As we waited, we explored small caves that had been carved out by millenia of erosion. Homer desrcibes the stormy waters of the Ionian Sea as being “wine dark,” but today the calm water looked like glass. On the horizon were the tops of distant islands. I imagined hopping in a trireme and exploring these distant shores. Despite its importance as a Christian monastic enclave, Athos has pagan origins. Its name comes from a giant that Poseidon defeated and buried under the holy mountain. For centuries before the rise of Christianity pagan Greeks fought, traded, explored, and sacrificed to their pantheon of gods on these holy shores. The Christian presence here seems to echo an older and deeper sacredness connected to the peninsula’s water, earth, and natural life itself.
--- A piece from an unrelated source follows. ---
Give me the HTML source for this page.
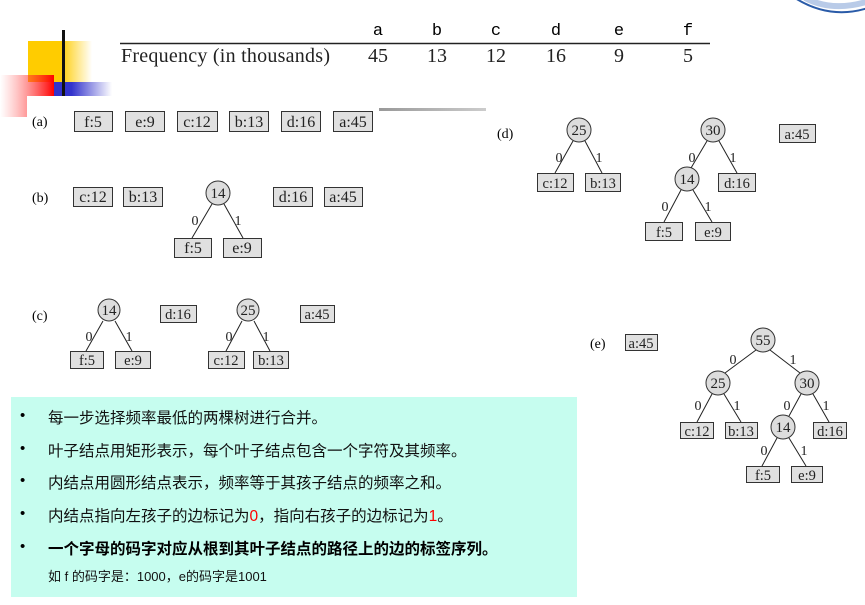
<!DOCTYPE html>
<html><head><meta charset="utf-8"><style>
body{margin:0;background:#fff;width:865px;height:605px;overflow:hidden;position:relative;font-family:"Liberation Sans","Noto Sans CJK SC",sans-serif}
.g{position:absolute;left:11px;top:397px;width:566px;height:200px;background:#c6fdef}
.l{position:absolute;left:48px;font-size:15.5px;color:#111;white-space:nowrap}
.b{position:absolute;left:20px;font-size:15px}
svg{position:absolute;left:0;top:0}
</style></head><body>
<div class="g"></div>
<div class="b" style="top:407px">•</div><div class="l" style="top:406px">每一步选择频率最低的两棵树进行合并。</div>
<div class="b" style="top:440px">•</div><div class="l" style="top:439px">叶子结点用矩形表示，每个叶子结点包含一个字符及其频率。</div>
<div class="b" style="top:472px">•</div><div class="l" style="top:471px">内结点用圆形结点表示，频率等于其孩子结点的频率之和。</div>
<div class="b" style="top:505px">•</div><div class="l" style="top:504px">内结点指向左孩子的边标记为<span style="color:#f00">0</span>，指向右孩子的边标记为<span style="color:#f00">1</span>。</div>
<div class="b" style="top:538px">•</div><div class="l" style="top:537px;font-weight:bold;color:#000">一个字母的码字对应从根到其叶子结点的路径上的边的标签序列。</div>
<div class="l" style="top:566px;font-size:13px">如 f 的码字是：1000，e的码字是1001</div>
<svg width="865" height="605" font-family="Liberation Serif,serif" font-size="15">
<defs>
<linearGradient id="gy" x1="0" x2="1"><stop offset="0.5" stop-color="#fc0"/><stop offset="1" stop-color="#fc0" stop-opacity="0"/></linearGradient>
<linearGradient id="gb" x1="0" x2="1"><stop offset="0.3" stop-color="#33c"/><stop offset="1" stop-color="#33c" stop-opacity="0"/></linearGradient>
<linearGradient id="gr" x1="1" x2="0"><stop offset="0" stop-color="#f00"/><stop offset="1" stop-color="#f66" stop-opacity="0"/></linearGradient>
<linearGradient id="gg" x1="0" x2="1"><stop offset="0" stop-color="#999"/><stop offset="1" stop-color="#ccc"/></linearGradient>
</defs>
<rect x="28" y="41" width="64" height="41" fill="url(#gy)"/>
<rect x="54" y="82" width="58" height="14" fill="url(#gb)"/>
<rect x="0" y="75" width="54" height="42" fill="url(#gr)"/>
<rect x="27" y="96" width="40" height="22" fill="#fff"/>
<rect x="62" y="30" width="3" height="66" fill="#111"/>
<rect x="379" y="108" width="107" height="3" fill="url(#gg)"/>
<path d="M795 -2 Q830 20 868 8" stroke="#2a5ba8" stroke-width="2" fill="none"/>
<path d="M805 -2 Q832 12 866 2" stroke="#8aa8d8" stroke-width="6" fill="none" opacity="0.6"/>
<g font-family="Liberation Mono,monospace" font-size="17" text-anchor="middle">
<text x="378" y="35">a</text><text x="437" y="35">b</text><text x="496" y="35">c</text><text x="556" y="35">d</text><text x="619" y="35">e</text><text x="688" y="35">f</text></g>
<line x1="120" y1="43.5" x2="710" y2="43.5" stroke="#222" stroke-width="1.5"/>
<g font-size="20" fill="#222"><text x="121" y="62" textLength="209">Frequency (in thousands)</text>
<g text-anchor="middle"><text x="378" y="62">45</text><text x="437" y="62">13</text><text x="496" y="62">12</text><text x="556" y="62">16</text><text x="619" y="62">9</text><text x="688" y="62">5</text></g></g>
<g font-size="14"><text x="32" y="126">(a)</text><text x="32" y="202">(b)</text><text x="32" y="320">(c)</text><text x="497" y="138">(d)</text><text x="590" y="348">(e)</text></g>
<g stroke="#222" stroke-width="1" fill="none">
<path d="M212 204L192 238M224 204L243 238"/>
<path d="M103 321L86 351M115 321L132 351M242 321L226 351M254 321L270 351"/>
<path d="M573 141L555 173M585 141L602 173M707 141L691 168M719 141L737 173M681 190L664 222M693 190L712 222"/>
<path d="M756 350L725 373M770 350L800 373M712 394L697 422M724 394L741 422M801 394L789 416M813 394L829 422M777 438L762 466M789 438L806 466"/>
</g>
<g font-size="14" fill="#222" text-anchor="middle">
<text x="195" y="225">0</text><text x="238" y="225">1</text>
<text x="89" y="341">0</text><text x="129" y="341">1</text><text x="229" y="341">0</text><text x="266" y="341">1</text>
<text x="559" y="162">0</text><text x="599" y="162">1</text><text x="692" y="162">0</text><text x="733" y="162">1</text><text x="665" y="211">0</text><text x="708" y="211">1</text>
<text x="733" y="364">0</text><text x="793" y="364">1</text><text x="698" y="410">0</text><text x="737" y="410">1</text><text x="787" y="410">0</text><text x="826" y="410">1</text><text x="764" y="455">0</text><text x="804" y="455">1</text>
</g>
<g fill="#ddd" stroke="#333" stroke-width="1">
<circle cx="218" cy="193" r="12"/><circle cx="109" cy="310" r="11"/><circle cx="248" cy="310" r="11"/>
<circle cx="579" cy="130" r="12"/><circle cx="713" cy="130" r="12"/><circle cx="687" cy="179" r="12"/>
<circle cx="763" cy="340" r="12"/><circle cx="718" cy="383" r="12"/><circle cx="807" cy="383" r="12"/><circle cx="783" cy="427" r="12"/>
</g>
<g font-size="15" fill="#222" text-anchor="middle">
<text x="218" y="198">14</text><text x="109" y="315">14</text><text x="248" y="315">25</text>
<text x="579" y="135">25</text><text x="713" y="135">30</text><text x="687" y="184">14</text>
<text x="763" y="345">55</text><text x="718" y="388">25</text><text x="807" y="388">30</text><text x="783" y="432">14</text>
</g>
<g fill="#e0e0e0" stroke="#333" stroke-width="1">
<rect x="74.5" y="111.5" width="38" height="20"/><rect x="125.5" y="111.5" width="39" height="20"/><rect x="177.5" y="111.5" width="40" height="20"/><rect x="229.5" y="111.5" width="39" height="20"/><rect x="281.5" y="111.5" width="39" height="20"/><rect x="333.5" y="111.5" width="39" height="20"/>
<rect x="73.5" y="187.5" width="39" height="19"/><rect x="123.5" y="187.5" width="39" height="19"/><rect x="273.5" y="187.5" width="39" height="19"/><rect x="324.5" y="187.5" width="38" height="19"/>
<rect x="174.5" y="238.5" width="37" height="19"/><rect x="223.5" y="238.5" width="38" height="19"/>
<rect x="70.5" y="351.5" width="33" height="17"/><rect x="115.5" y="351.5" width="35" height="17"/><rect x="160.5" y="305.5" width="36" height="17"/><rect x="208.5" y="351.5" width="36" height="17"/><rect x="253.5" y="351.5" width="35" height="17"/><rect x="300.5" y="305.5" width="34" height="17"/>
<rect x="537.5" y="173.5" width="36" height="18"/><rect x="585.5" y="173.5" width="35" height="18"/><rect x="718.5" y="173.5" width="37" height="18"/><rect x="645.5" y="222.5" width="37" height="18"/><rect x="695.5" y="222.5" width="35" height="18"/><rect x="779.5" y="124.5" width="36" height="18"/>
<rect x="625.5" y="334.5" width="32" height="16"/><rect x="680.5" y="422.5" width="33" height="16"/><rect x="725.5" y="422.5" width="32" height="16"/><rect x="813.5" y="422.5" width="33" height="16"/><rect x="746.5" y="466.5" width="33" height="16"/><rect x="791.5" y="466.5" width="31" height="16"/>
</g>
<g font-size="16" fill="#222" text-anchor="middle">
<text x="93" y="127">f:5</text><text x="145" y="127">e:9</text><text x="197" y="127">c:12</text><text x="249" y="127">b:13</text><text x="301" y="127">d:16</text><text x="353" y="127">a:45</text>
<text x="93" y="202">c:12</text><text x="143" y="202">b:13</text><text x="293" y="202">d:16</text><text x="343" y="202">a:45</text>
<text x="193" y="253">f:5</text><text x="242" y="253">e:9</text>
</g>
<g font-size="14.5" fill="#222" text-anchor="middle">
<text x="87" y="365">f:5</text><text x="133" y="365">e:9</text><text x="178" y="319">d:16</text><text x="226" y="365">c:12</text><text x="271" y="365">b:13</text><text x="317" y="319">a:45</text>
<text x="555" y="188">c:12</text><text x="603" y="188">b:13</text><text x="737" y="188">d:16</text><text x="664" y="237">f:5</text><text x="713" y="237">e:9</text><text x="797" y="139">a:45</text>
<text x="641" y="348">a:45</text><text x="697" y="436">c:12</text><text x="741" y="436">b:13</text><text x="830" y="436">d:16</text><text x="763" y="480">f:5</text><text x="807" y="480">e:9</text>
</g>
</svg>
</body></html>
Back in Ouranoupoli we found the car and set out for Thessaloniki. Athos narrows to a thin isthmus before it reconnects with the Greek mainland. Here, in the 5th century, the Persian king Xerxes dug a canal to assist his invasion of southern Greece. Prior to the canal’s construction, much of the Persian navy was destroyed in a storm in the dangerous wine dark waters that surround the peninsula, necessitating this shortcut. Today the canal is completely silted up. Apart from a sign, bilingual in English and Greek, nothing indicates that this was once one of the ancient world’s greatest engineering feats: just a few scraggly bushes, cracked clay soil, and a rusty chain-link fence.